Although the Church came to international prominence from humble beginnings in the pubs of Sydney, Kilbey’s current home base is Stockholm, where he lives with his Swedish wife and seven-year-old twins. The music scene in the land of ABBA is a “funny little thing”, according to Kilbey, who points to acts like the Cardigans and Ace of Base as particularly chuckle-inducing.

“They honestly do have a few really good bands,” he offers, “but they don’t seem to appreciate them. There’s one called Soundtrack of Our Lives who are an absolutely amazing band. They sound like the Beatles round about Revolver—really psychedelic, really great lyrics—and the Swedish press just give ’em hell.”

For the most part, the Church has managed to escape the wrath of critics over the years, its psychedelic flavourings and cosmic wordplay finding favour with the pundits of pop. But the band hasn’t been so lucky with record labels. Although its sales record includes more than a million copies (in the U.S. alone) of 1987’s Starfish—which included the Top 30 hit “Under the Milky Way”—the band has been unceremoniously dumped by the likes of EMI, Warner Bros., and Arista.

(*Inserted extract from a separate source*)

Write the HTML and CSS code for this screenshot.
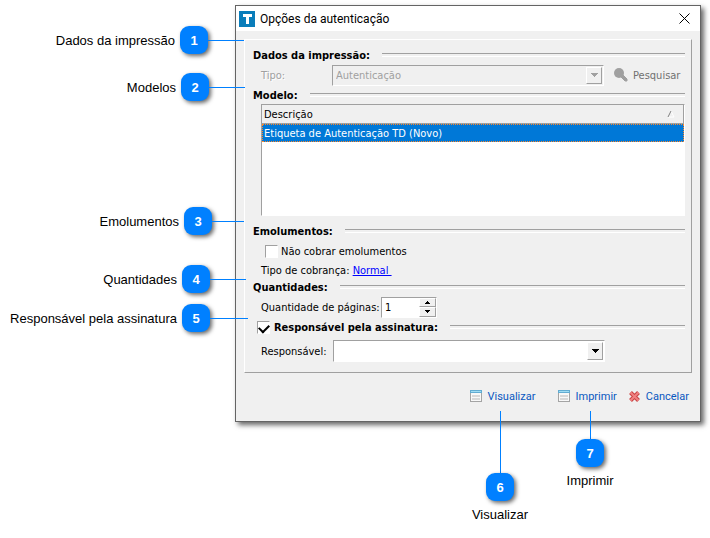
FILE: index.html
```html
<!DOCTYPE html>
<html lang="pt-BR">
<head>
    <meta charset="UTF-8">
    <meta name="viewport" content="width=device-width, initial-scale=1.0">
    <title>Opções da autenticação</title>
    <link rel="stylesheet" href="styles.css">
</head>
<body>
    <div class="page">
        <!-- Dialog -->
        <form class="dialog">
            <header class="title-bar">
                <svg class="app-icon" width="16" height="16" viewBox="0 0 16 16" aria-hidden="true">
                    <rect width="16" height="16" fill="#0a7dba"/>
                    <path d="M4 3h9v3h-3v7H7V6H4z" fill="#ffffff"/>
                </svg>
                <h1>Opções da autenticação</h1>
                <button type="button" class="close-button" aria-label="Fechar">
                    <svg width="11" height="11" viewBox="0 0 11 11"><path d="M.5 .5l10 10M10.5 .5l-10 10" stroke="#000000"/></svg>
                </button>
            </header>

            <div class="dialog-body">
                <div class="group">
                    <h2 class="section-title">Dados da impressão:</h2>
                    <div class="field-row">
                        <label class="disabled-text tipo-label" for="tipo">Tipo:</label>
                        <div class="combo combo-disabled">
                            <select id="tipo" disabled><option>Autenticação</option></select>
                            <span class="combo-arrow"><svg width="7" height="4" viewBox="0 0 7 4" shape-rendering="crispEdges"><path d="M0 0h7L4 4H3z"/></svg></span>
                        </div>
                        <button type="button" class="tool-button search-button">
                            <svg width="14" height="14" viewBox="0 0 14 14" fill="#a0a0a0">
                                <circle cx="5" cy="5" r="5"/>
                                <path d="M7 9l2-2 4 4v2h-2z" stroke="#a0a0a0" stroke-linejoin="round"/>
                            </svg>
                            Pesquisar
                        </button>
                    </div>

                    <h2 class="section-title">Modelo:</h2>
                    <div class="list">
                        <table>
                            <thead>
                                <tr><th><div class="list-header">Descrição
                                    <svg width="8" height="8" viewBox="0 0 8 8" fill="none"><path d="M4 1l3 6H1" stroke="#ffffff"/><path d="M1 7l3-6" stroke="#808080"/></svg>
                                </div></th></tr>
                            </thead>
                            <tbody>
                                <tr class="selected"><td>Etiqueta de Autenticação TD (Novo)</td></tr>
                            </tbody>
                        </table>
                    </div>

                    <h2 class="section-title">Emolumentos:</h2>
                    <div class="check-row">
                        <input type="checkbox" id="nao-cobrar">
                        <label for="nao-cobrar">Não cobrar emolumentos</label>
                    </div>
                    <div class="charge-row">Tipo de cobrança: <a href="#">Normal&nbsp;</a></div>

                    <h2 class="section-title">Quantidades:</h2>
                    <div class="field-row">
                        <label class="quantity-label" for="paginas">Quantidade de páginas:</label>
                        <div class="spinner">
                            <input type="number" id="paginas" value="1" min="1">
                            <div class="spinner-buttons">
                                <button type="button" aria-label="Aumentar"><svg width="5" height="3" viewBox="0 0 5 3" shape-rendering="crispEdges"><path d="M0 3h5L3 0H2z"/></svg></button>
                                <button type="button" aria-label="Diminuir"><svg width="5" height="3" viewBox="0 0 5 3" shape-rendering="crispEdges"><path d="M0 0h5L3 3H2z"/></svg></button>
                            </div>
                        </div>
                    </div>

                    <h2 class="section-title section-check">
                        <input type="checkbox" id="assinatura" checked>
                        <label for="assinatura">Responsável pela assinatura:</label>
                    </h2>
                    <div class="field-row signer-row">
                        <label class="signer-label" for="responsavel">Responsável:</label>
                        <div class="combo">
                            <select id="responsavel"><option></option></select>
                            <span class="combo-arrow"><svg width="7" height="4" viewBox="0 0 7 4" shape-rendering="crispEdges"><path d="M0 0h7L4 4H3z"/></svg></span>
                        </div>
                    </div>
                </div>

                <footer class="actions">
                    <button type="button" class="tool-button wide">
                        <svg width="12" height="12" viewBox="0 0 12 12">
                            <rect x=".5" y=".5" width="11" height="11" fill="#f8f8f8" stroke="#a4a4a4"/>
                            <path d="M0 0h12v3H0z" fill="#62acd2"/>
                            <path d="M1 1.5h10" stroke="#9fdcf2"/>
                            <path d="M2 5h8v2H2zM2 8h8v2H2z" fill="#d8d8d8"/>
                        </svg>
                        Visualizar
                    </button>
                    <button type="button" class="tool-button">
                        <svg width="12" height="12" viewBox="0 0 12 12">
                            <rect x=".5" y=".5" width="11" height="11" fill="#f8f8f8" stroke="#a4a4a4"/>
                            <path d="M0 0h12v3H0z" fill="#62acd2"/>
                            <path d="M1 1.5h10" stroke="#9fdcf2"/>
                            <path d="M2 5h8v2H2zM2 8h8v2H2z" fill="#d8d8d8"/>
                        </svg>
                        Imprimir
                    </button>
                    <button type="button" class="tool-button">
                        <svg width="11" height="11" viewBox="0 0 11 11">
                            <path d="M1.5 1.5l8 8M9.5 1.5l-8 8" stroke="#c84444" stroke-width="4"/>
                            <path d="M1.5 1.5l8 8M9.5 1.5l-8 8" stroke="#f08080" stroke-width="2"/>
                        </svg>
                        Cancelar
                    </button>
                </footer>
            </div>
        </form>

        <!-- Numbered callouts over the dialog -->
        <div class="callout side callout-1"><span>Dados da impressão</span><b>1</b><i></i></div>
        <div class="callout side callout-2"><span>Modelos</span><b>2</b><i></i></div>
        <div class="callout side callout-3"><span>Emolumentos</span><b>3</b><i></i></div>
        <div class="callout side callout-4"><span>Quantidades</span><b>4</b><i></i></div>
        <div class="callout side callout-5"><span>Responsável pela assinatura</span><b>5</b><i></i></div>
        <div class="callout below callout-6"><i></i><b>6</b><span>Visualizar</span></div>
        <div class="callout below callout-7"><i></i><b>7</b><span>Imprimir</span></div>
    </div>
</body>
</html>
```
FILE: styles.css
```css
* {
    box-sizing: border-box;
}
body {
    margin: 0;
    background: #ffffff;
    color: #000000;
    font-family: "DejaVu Sans Condensed", "DejaVu Sans", sans-serif;
    font-size: 11px;
}
.page {
    position: relative;
    min-height: 100vh;
    padding: 5px 9px 0 235px;
}
button, input, select {
    font: inherit;
    color: inherit;
    margin: 0;
    padding: 0;
    border: none;
    border-radius: 0;
}
svg {
    display: block;
    flex: none;
}

/* Dialog */
.dialog {
    border: 1px solid #646464;
    background: #f0f0f0;
    box-shadow: 3px 3px 5px rgba(0, 0, 0, 0.6);
}
.title-bar {
    display: flex;
    align-items: center;
    gap: 5px;
    height: 25px;
    padding: 0 10px 0 3px;
    background: #ffffff;
}
.title-bar h1 {
    flex: 1;
    margin: 0;
    font-family: Roboto, sans-serif;
    font-size: 12px;
    font-weight: normal;
}
.close-button {
    background: none;
}
.dialog-body {
    padding: 8px 8px 0;
}
.group {
    padding: 7px 6px 9px 8px;
    border: 1px solid #a0a0a0;
    border-top-color: #ffffff;
    border-left-color: #ffffff;
}
.section-title {
    display: flex;
    align-items: center;
    gap: 12px;
    height: 16px;
    margin: 0;
    font-size: 11px;
    font-weight: bold;
}
.section-title::after {
    content: "";
    flex: 1;
    height: 2px;
    border-top: 1px solid #a0a0a0;
    border-bottom: 1px solid #ffffff;
}
.section-check {
    padding-left: 4px;
}
.section-check input {
    margin-right: -8px;
}
.field-row {
    display: flex;
    align-items: center;
    height: 24px;
    padding-left: 8px;
}
.disabled-text {
    color: #a0a0a0;
    text-shadow: 1px 1px #ffffff;
}
.tipo-label {
    width: 71px;
}
.quantity-label {
    width: 120px;
}
.signer-label {
    width: 72px;
}
.signer-row {
    margin-top: 4px;
}

/* Combo box */
.combo {
    display: grid;
    flex: 0 1 272px;
    height: 22px;
    border: 1px solid #a0a0a0;
    border-right-color: #ffffff;
    border-bottom-color: #ffffff;
    background: #ffffff;
}
.combo select, .combo-arrow {
    grid-area: 1 / 1;
}
.combo select {
    width: 100%;
    padding-left: 3px;
    appearance: none;
    background: none;
    opacity: 1;
}
.combo-arrow {
    display: flex;
    align-items: center;
    justify-content: center;
    justify-self: end;
    width: 16px;
    margin: 1px;
    border: 1px solid #ffffff;
    border-right-color: #a0a0a0;
    border-bottom-color: #a0a0a0;
    background: #f0f0f0;
    pointer-events: none;
}
.combo-disabled {
    height: 21px;
    background: #f0f0f0;
    color: #a0a0a0;
    fill: #a0a0a0;
}
.tool-button {
    display: flex;
    align-items: center;
    gap: 6px;
    background: none;
    color: #0a58c0;
}
.search-button {
    gap: 5px;
    margin-left: 10px;
    color: #707070;
}

/* Model list */
.list {
    height: 112px;
    margin: 1px 0 7px 8px;
    border: 1px solid #a0a0a0;
    border-right-color: #ffffff;
    border-bottom-color: #ffffff;
    background: #ffffff;
}
.list table {
    width: 100%;
    border-collapse: separate;
    border-spacing: 0;
}
.list th {
    padding: 0;
    font-weight: normal;
    text-align: left;
}
.list-header {
    display: flex;
    align-items: center;
    justify-content: space-between;
    height: 19px;
    padding: 0 8px 0 2px;
    border: 1px solid #a0a0a0;
    border-width: 0 1px 1px 0;
    background: #f0f0f0;
}
.list td {
    height: 18px;
    padding: 0 1px;
}
.list .selected td {
    border: 1px dotted #ff8728;
    background: #0078d7;
    color: #ffffff;
}

/* Check boxes */
input[type="checkbox"] {
    width: 13px;
    height: 13px;
    appearance: none;
    border: 1px solid #a0a0a0;
    border-right-color: #ffffff;
    border-bottom-color: #ffffff;
    background: #ffffff;
}
input[type="checkbox"]:checked::after {
    content: "";
    display: block;
    width: 8px;
    height: 5px;
    margin: 2px 1px;
    border: solid #000000;
    border-width: 0 0 2px 2px;
    transform: rotate(-45deg);
}
.check-row {
    display: flex;
    align-items: center;
    gap: 3px;
    height: 24px;
    padding-left: 12px;
}
.charge-row {
    height: 16px;
    padding-left: 8px;
    line-height: 16px;
}
.charge-row a {
    color: #0000ff;
}

/* Page counter */
.spinner {
    display: flex;
    width: 56px;
    height: 21px;
    border: 1px solid #a0a0a0;
    border-right-color: #ffffff;
    border-bottom-color: #ffffff;
    background: #ffffff;
}
.spinner input {
    flex: 1;
    min-width: 0;
    padding-left: 3px;
    appearance: textfield;
    background: none;
}
.spinner-buttons {
    display: flex;
    flex-direction: column;
    width: 17px;
}
.spinner-buttons button {
    display: flex;
    flex: 1;
    align-items: center;
    justify-content: center;
    border: 1px solid #ffffff;
    border-right-color: #a0a0a0;
    border-bottom-color: #a0a0a0;
    background: #f0f0f0;
}

.actions {
    display: flex;
    align-items: center;
    justify-content: flex-end;
    gap: 12px;
    height: 46px;
    margin-bottom: 2px;
    padding-right: 3px;
    font-family: Roboto, sans-serif;
}
.wide {
    min-width: 76px;
}

/* Callouts */
.callout {
    position: absolute;
    display: flex;
    align-items: center;
    font-family: "Liberation Sans", Arial, sans-serif;
    font-size: 13px;
    white-space: nowrap;
}
.callout b {
    display: flex;
    align-items: center;
    justify-content: center;
    width: 28px;
    height: 28px;
    border-radius: 9px;
    background: #0080ff;
    box-shadow: 2px 2px 4px rgba(0, 0, 0, 0.6);
    color: #ffffff;
}
.callout i {
    background: #0080ff;
}
.side {
    left: 0;
    justify-content: flex-end;
}
.side span {
    margin-right: 5px;
}
.side i {
    flex: none;
    width: 36px;
    height: 1px;
}
.below {
    flex-direction: column;
    width: 80px;
}
.below i {
    width: 1px;
    height: 28px;
}
.below span {
    margin-top: 6px;
}
.callout-1 {
    top: 26px;
    width: 244px;
}
.callout-2 {
    top: 73px;
    width: 245px;
}
.callout-3 {
    top: 207px;
    width: 244px;
}
.callout-3 i {
    width: 32px;
}
.callout-4 {
    top: 265px;
    width: 246px;
}
.callout-5 {
    top: 304px;
    width: 248px;
}
.callout-5 i {
    width: 38px;
}
.callout-6 {
    top: 411px;
    left: 460px;
}
.callout-6 i {
    height: 62px;
}
.callout-7 {
    top: 411px;
    left: 550px;
}
```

You’d think they were the bleedin’ Sex Pistols or something.

“Fuck ’em!” blasts Kilbey, doing a quick Johnny Rotten impression. “Fuck ’em! There’s always someone else wants to sign us up. I don’t care what fucking label I’m on, quite frankly. What does it matter to me as long as people can buy my record? And you know, Thirsty Ear [the band’s current U.S. label] is getting a lot of reaction to this record. I think they’re a bit surprised by how hard they’re gonna have to work to keep up with it, ’cause a lot of their other things are really obscure, and with this one they’ve been sort of inundated with people wanting copies and wanting to talk to us.

“So they’re pretty happy,” he adds. “I guess it’s better to be on a small label who are happy that you sell, say, 30,000 records than on a big label who are unhappy if you sell 300,000, you know what I mean?”